What leadership strengths do introverts have?

Introverted leaders tend to excel at deep listening, thoughtful communication, calm decision-making under pressure, and developing individual team members. They often notice details that more outwardly focused leaders miss, and they bring a strategic depth to long-term planning that comes naturally from their preference for internal processing. These strengths are particularly valuable with proactive, self-directed teams.

Can introverts succeed in high-visibility leadership roles?

Yes, with intentional strategy. High-visibility leadership doesn’t require constant performance. It requires being present and credible in key moments. Introverted leaders can build visibility by communicating selectively but substantively, preparing thoroughly for high-stakes interactions, and finding authentic ways to connect rather than performing extroversion. Many introverts find that their measured presence actually carries more weight precisely because it isn’t constant.

What types of leadership styles suit introverts best?

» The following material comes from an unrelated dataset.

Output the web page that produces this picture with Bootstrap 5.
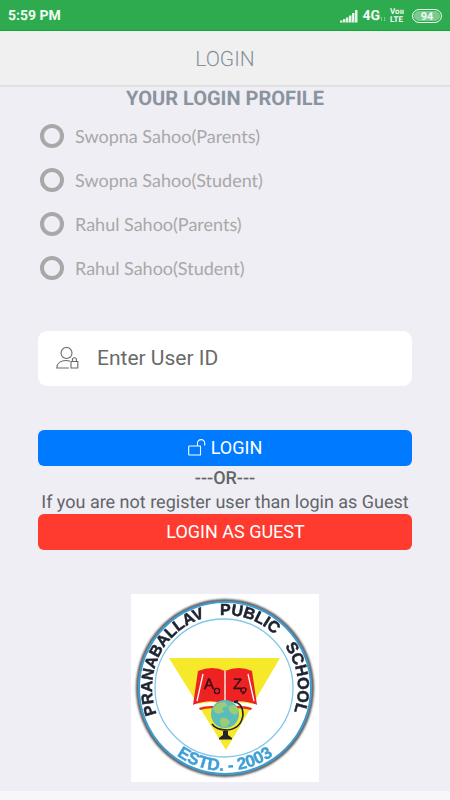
<!DOCTYPE html>
<html lang="en">
<head>
<meta charset="utf-8">
<meta name="viewport" content="width=device-width, initial-scale=1">
<title>Login</title>
<link href="https://cdn.jsdelivr.net/npm/bootstrap@5.3.0/dist/css/bootstrap.min.css" rel="stylesheet">
<style>
  body { background: #efeef4; font-family: Roboto, "Liberation Sans", sans-serif; color: #636468; font-size: 18px; line-height: 24px; text-rendering: geometricPrecision; }
  .status-bar { background: #2fab4f; height: 31px; padding-top: 2px; border-bottom: 1px solid #14a53a; color: #f0fbf2; font-size: 14px; font-weight: 700; }
  .volte { font-size: 8px; line-height: 8px; }
  .battery { width: 30px; height: 14px; border: 1px solid #e9f8ec; box-shadow: inset 0 0 0 1px #2fab4f; background: #7bcb90; font-size: 11px; line-height: 13px; }
  .title-bar { background: #f0f0f0; height: 56px; border-bottom: 2px solid #e0e0e3; padding-top: 6px; }
  .title-bar h1 { font-size: 21px; font-weight: 300; color: #85909b; }
  .profile-heading { font-size: 20px; line-height: 22px; font-weight: 700; color: #8a949f; }
  .content { padding: 0 38px; }
  .profile-list { padding-top: 5px; }
  .profile-option { height: 44px; padding-left: 2px; gap: 11px; }
  .profile-option .form-check-input { width: 24px; height: 24px; border: 4px solid #a8a8a8; background-color: transparent; }
  .profile-option label { font-family: Lato, sans-serif; font-size: 18px; color: #a8a8a8; }
  .user-field { height: 55px; margin-top: 41px; border-radius: 9px; padding-left: 18px; gap: 18px; }
  .user-field input { font-size: 21px; color: #636468; }
  .user-field input::placeholder { color: #6a6a6a; opacity: 1; }
  .action { height: 36px; font-size: 18px; border-radius: 6px; color: #fff; padding: 0 0 2px; }
  .action-login { background: #007aff; margin-top: 44px; gap: 5px; }
  .action-guest { background: #ff3b30; padding-left: 21px; }
  .or-block { padding-top: 1px; margin-bottom: -1px; }
  .or-line { font-weight: 500; }
  .school-logo { width: 188px; height: 188px; margin-top: 44px; }
  .bottom-strip { height: 9px; background: #f7f7f9; }
</style>
</head>
<body class="min-vh-100 d-flex flex-column">
<div class="status-bar d-flex align-items-center justify-content-between px-2">
  <span>5:59 PM</span>
  <div class="d-flex align-items-center">
    <svg width="18" height="13" viewBox="0 0 18 13" fill="#e4f6e8" aria-hidden="true"><path d="M0 10.500h2.500v2H0zM3 9h2.500v3.500H3zM6 7.500h2.500v5H6zM9 5.500h2.500v7H9zM12 3h2.500v9.500H12zM15 0h2.500v12.500H15z"/></svg>
    <span class="ms-1">4G</span>
    <svg class="me-1" width="6" height="14" viewBox="0 0 6 14" stroke="#7bcb90" fill="none" aria-hidden="true"><path d="M1.500 12V8L.5 9M4.500 8v4l1-1"/></svg>
    <span class="volte me-2">Voıı<br>LTE</span>
    <span class="battery rounded-pill text-center">94</span>
  </div>
</div>
<header class="title-bar d-flex align-items-center justify-content-center"><h1 class="m-0">LOGIN</h1></header>
<main class="content flex-grow-1 d-flex flex-column">
  <form class="d-flex flex-column">
    <h2 class="profile-heading text-center mb-0">YOUR LOGIN PROFILE</h2>
    <div class="profile-list">
      <div class="profile-option d-flex align-items-center"><input class="form-check-input m-0" type="radio" name="profile" id="p1"><label for="p1">Swopna Sahoo(Parents)</label></div>
      <div class="profile-option d-flex align-items-center"><input class="form-check-input m-0" type="radio" name="profile" id="p2"><label for="p2">Swopna Sahoo(Student)</label></div>
      <div class="profile-option d-flex align-items-center"><input class="form-check-input m-0" type="radio" name="profile" id="p3"><label for="p3">Rahul Sahoo(Parents)</label></div>
      <div class="profile-option d-flex align-items-center"><input class="form-check-input m-0" type="radio" name="profile" id="p4"><label for="p4">Rahul Sahoo(Student)</label></div>
    </div>
    <div class="user-field bg-white d-flex align-items-center">
      <label for="user" class="d-flex" aria-label="User ID">
        <svg width="23" height="24" viewBox="0 0 23 24" fill="none" stroke="#68686c" stroke-width="1.100" stroke-linecap="round"><circle cx="10.500" cy="6" r="5.500"/><path d="M12.500 21H.8C1 16 5 13.500 10 13.500q2 0 3.500.6M15 14.500h6.800V21H15zM16.400 14.500v-1.800a2 2 0 0 1 4 0v1.800"/></svg>
      </label>
      <input id="user" type="text" class="form-control border-0 bg-transparent p-0" placeholder="Enter User ID">
    </div>
    <button type="submit" class="btn action action-login d-flex align-items-center justify-content-center">
      <svg width="18" height="18" viewBox="0 0 18 18" fill="none" stroke="#fff" stroke-width="1.100" stroke-linecap="round" stroke-linejoin="round" aria-hidden="true"><path d="M1.500 8h11v9h-11a.8.8 0 0 1-.8-.8V8.800a.8.8 0 0 1 .8-.8zM9.500 8V5.200a3.600 3.600 0 0 1 7.200 0V7"/></svg>
      <span>LOGIN</span>
    </button>
    <div class="or-block text-center">
      <div class="or-line">---OR---</div>
      <div class="text-nowrap">If you are not register user than login as Guest</div>
    </div>
    <button type="button" class="btn action action-guest">LOGIN AS GUEST</button>
  </form>
  <svg class="school-logo bg-white align-self-center" viewBox="0 0 188 188" role="img" aria-label="Pranaballav Public School">
    <defs>
      <path id="top-arc" d="M94 167A73 73 0 0 1 94 21A73 73 0 0 1 94 167"/>
      <path id="low-arc" d="M11 94A83 83 0 0 0 177 94"/>
      <filter id="soft"><feGaussianBlur stdDeviation="1.200"/></filter>
      <filter id="slight"><feGaussianBlur stdDeviation=".5"/></filter>
    </defs>
    <circle cx="94" cy="94" r="87.500" fill="none" stroke="#333" stroke-width="2.500" filter="url(#soft)"/>
    <g filter="url(#slight)">
      <circle cx="94" cy="94" r="86" fill="#fff" stroke="#3d9bd2" stroke-width="2"/>
      <circle cx="93" cy="94" r="69" fill="none" stroke="#82c8ea" stroke-width="1.300"/>
      <path d="M38 64h111L95 156z" fill="#f5e92c"/>
      <path d="M67 77q15-6 27 0q14-6 27 0l5 34q-17-7-32-1q-15-6-32 1z" fill="#ee2023"/>
      <path d="M62 111q18-5 32-1q15-4 32 1l-1 4q-16-6-31-1q-15-5-31 1z" fill="#fff"/>
      <path d="M68 114q13-4 26 0q14-4 27 0l-1 2q-14-4-26 1q-13-5-25-1z" fill="#ee2023"/>
      <path d="M94 77v31M72 80l-6 27M117 80l6 27" stroke="#fff" stroke-width="1.300" fill="none"/>
      <g fill="#321015" stroke="#321015" stroke-width=".4" font-family="Liberation Sans, Arial, sans-serif" font-size="15"><text x="73" y="95">A</text><text x="102" y="95">Z</text></g>
      <circle cx="86" cy="97" r="2.600" fill="none" stroke="#321015" stroke-width="1.200"/>
      <path d="M110 96q2-4 5-1q0 4-4 3q-2-1-1-2M115 94q0 5-4 6" fill="none" stroke="#321015" stroke-width="1.200"/>
      <circle cx="94" cy="120" r="14" fill="#5cbcbc"/>
      <path d="M82 114q6-7 12-6l3 4l-6 2l2 4l-6 2q-4-1-5-6zM97 113q6-4 9 0q3 6-2 8l-5-3zM90 124q6-1 9 4q-2 5-7 5q-5-3-2-9z" fill="#c4d94a" opacity=".6"/>
      <path d="M103 108q9 1 9 13q-2 14-16 15q-11 0-15-6M94 136v8" fill="none" stroke="#20232a" stroke-width="1.600"/>
      <path d="M103 108l4-1" stroke="#20232a" stroke-width="2"/>
      <path d="M92 137h5v4l4 3v1.500H88V144l4-3z" fill="#20232a"/>
      <g fill="#1c2430" stroke="#1c2430" stroke-width=".5" font-family="Liberation Sans, Arial, sans-serif" font-weight="700" font-size="16">
        <text><textPath href="#top-arc" startOffset="88">PRANABALLAV</textPath></text>
        <text><textPath href="#top-arc" startOffset="224">PUBLIC</textPath></text>
        <text><textPath href="#top-arc" startOffset="299">SCHOOL</textPath></text>
      </g>
      <text fill="#3f9fd6" stroke="#3f9fd6" stroke-width=".4" font-family="Liberation Sans, Arial, sans-serif" font-weight="700" font-size="17"><textPath href="#low-arc" startOffset="50%" text-anchor="middle">ESTD. - 2003</textPath></text>
    </g>
  </svg>
</main>
<footer class="bottom-strip"></footer>
<script src="https://cdn.jsdelivr.net/npm/bootstrap@5.3.0/dist/js/bootstrap.bundle.min.js"></script>
</body>
</html>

Servant leadership and coaching-style leadership align naturally with introverted strengths, particularly the emphasis on listening, developing others, and staying humble about what you don’t know. Strategic leadership roles that prioritize long-term vision and complex problem-solving also tend to suit introverted wiring well. That said, introverts can succeed in many leadership styles when they build around their genuine strengths rather than compensating for perceived weaknesses.

How can introverted leaders manage their energy in demanding roles?

Energy management is a genuine strategic concern for introverted leaders. Practical approaches include scheduling recovery time around high-demand events, structuring team interactions around smaller groups where possible, using written communication when it serves clarity better than verbal exchanges, and being transparent with your team about how you work best. Protecting your energy isn’t a luxury. It’s what allows you to lead effectively over the long term rather than burning out trying to sustain a style that doesn’t fit your wiring.